Modeling Data in the Tidyverse

Overview

Developing insights about your organization, business, or research project depends on effective modeling and analysis of the data you collect. Building effective models requires understanding the different types of questions you can ask and how to map those questions to your data. Different modeling approaches can be chosen to detect interesting patterns in the data and identify hidden relationships. This course covers the types of questions you can ask of data and the various modeling approaches that you can apply. Topics covered include hypothesis testing, linear regression, nonlinear modeling, and machine learning. With this collection of tools at your disposal, as well as the techniques learned in the other courses in this specialization, you will be able to make key discoveries from your data for improving decision-making throughout your organization. In this specialization we assume familiarity with the R programming language. If you are not yet familiar with R, we suggest you first complete R Programming before returning to complete this course.

Syllabus

Modeling Data Basics

Developing insights about your organization, business, or research project depends on effective modeling and analysis of the data you collect. Building effective models requires understanding the different types of questions you can ask and how to map those questions to your data. Different modeling approaches can be chosen to detect interesting patterns in the data and identify hidden relationships.

Inference

Inferential Analysis is what analysts carry out after they’ve described and explored their dataset. After understanding your dataset better, analysts often try to infer something from the data. This is done using statistical tests. We discussed a bit about how we can use models to perform inference and prediction analyses. What does this mean?

Linear Modeling

Linear models are the most commonly used models in data analysis because of their computational efficiency and their ease of interpretation. Having a solid understanding of linear models and how they work is critical for any work in data science. The tidyverse provides a set of tools for making linear modeling more efficient and streamlined.

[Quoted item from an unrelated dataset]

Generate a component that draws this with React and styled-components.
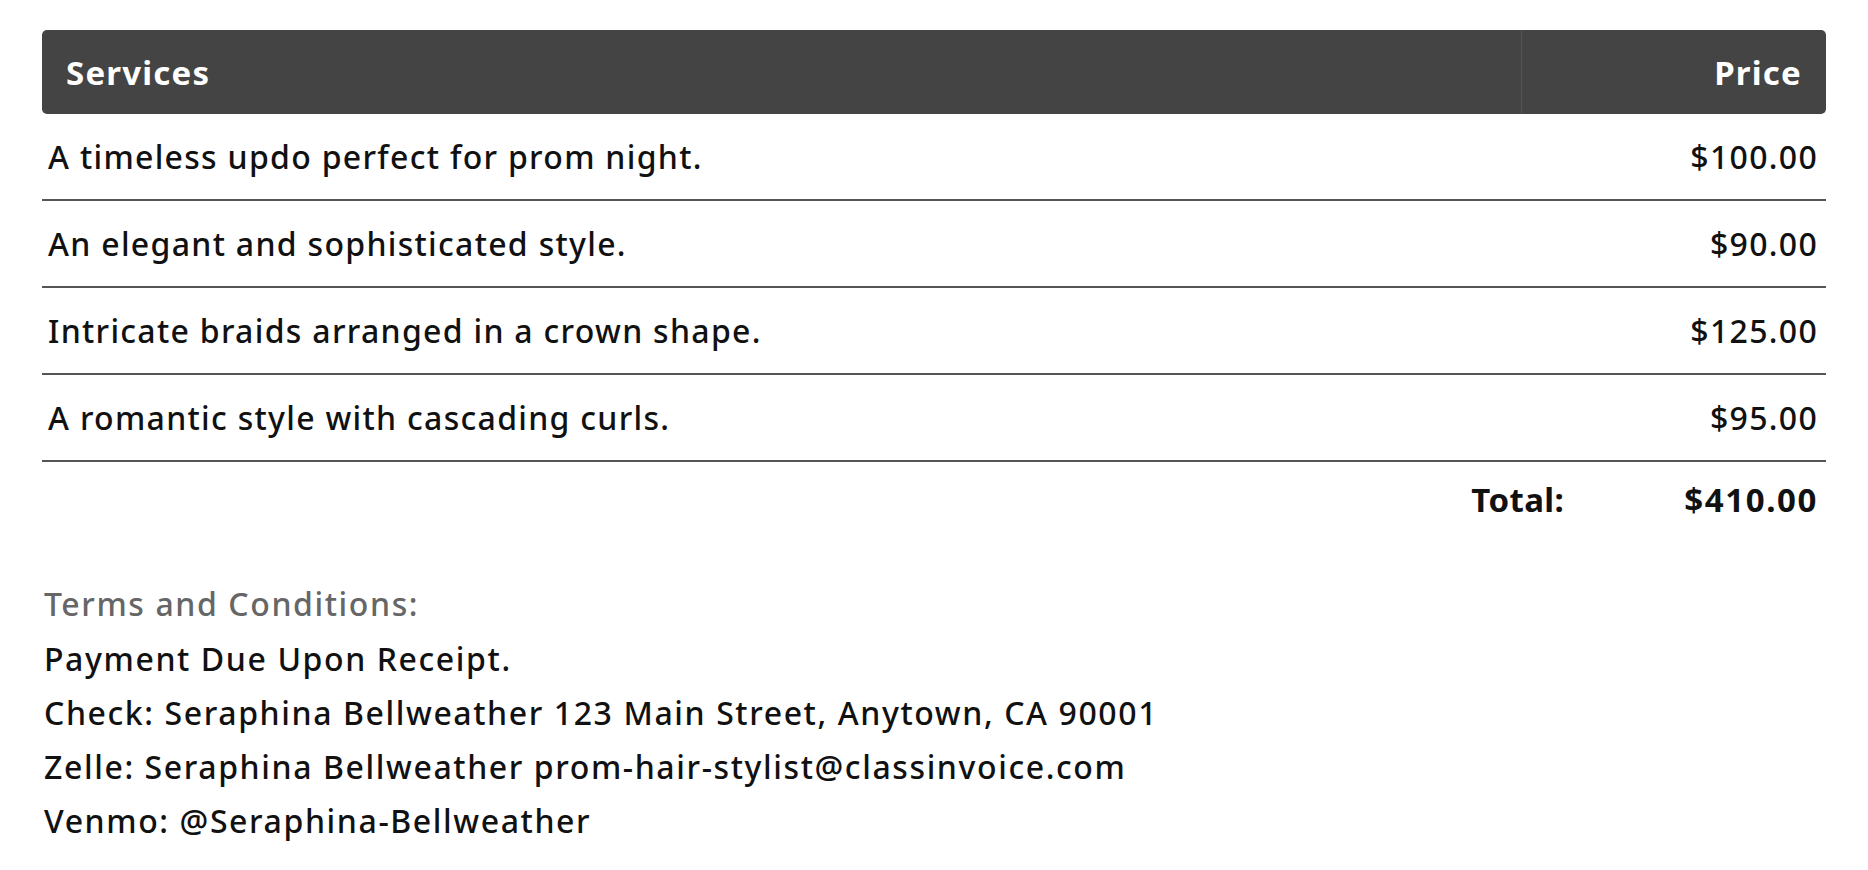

Multiple Linear Regression

Multiple linear regression is needed when you want to include confounding factors or other predictors in your model for the response. R provides a straightforward way to do this via the formula interface to the lm() function.

Beyond Linear Regression

While we’ve focused on linear regression in this lesson on inference, linear regression isn’t the only analytical approach out there. However, it is arguably the most commonly used. And, beyond that, there are many statistical tests and approaches that are slight variations on linear regression, so having a solid foundation and understanding of linear regression makes understanding these other tests and approaches much simpler. For example, what if you didn’t want to measure the linear relationship between two variables, but instead wanted to know whether or not the average observed is different from expectation?

Hypothesis Testing

Hypothesis testing describes a family of statistical techniques for determining whether the data you collect provides evidence for the value of an unknown parameter of interest. The goal of hypothesis tests is to make inferences while accounting for variability in the data that can lead to spurious results.

Prediction Modeling

Prediction modeling is an essential activity in data science and involves building systems for making predictions based on previously observed data. These models are typically very flexible and can capture a range of different relationships.

The tidymodels Ecosystem

There are incredibly helpful packages available in R thanks to the work of RStudio. As mentioned above, there are hundreds of different machine learning algorithms. The tidymodels R packages have put many of them into a single framework, allowing you to use many different machine learning models easily.

Case Studies

This case study will demonstrate an approach to building a prediction model for predicting outdoor air pollution concentrations in the United States.

Summary of tidymodels

The tidymodels collection of packages can be overwhelming at first glance. Here, we provide a quick summary chart to help navigate all of the packages and when they should be used.

Project: Modeling Data in the Tidyverse

In this project, you will practice building models with the tidyverse for classifying consumer complaints data from the Consumer Financial Protection Bureau (CFPB). This project includes both a Peer Review step in which you'll upload R Markdown and knitted HTML files AND a Quiz step in which you'll answer questions about the predictions made by your classification algorithm.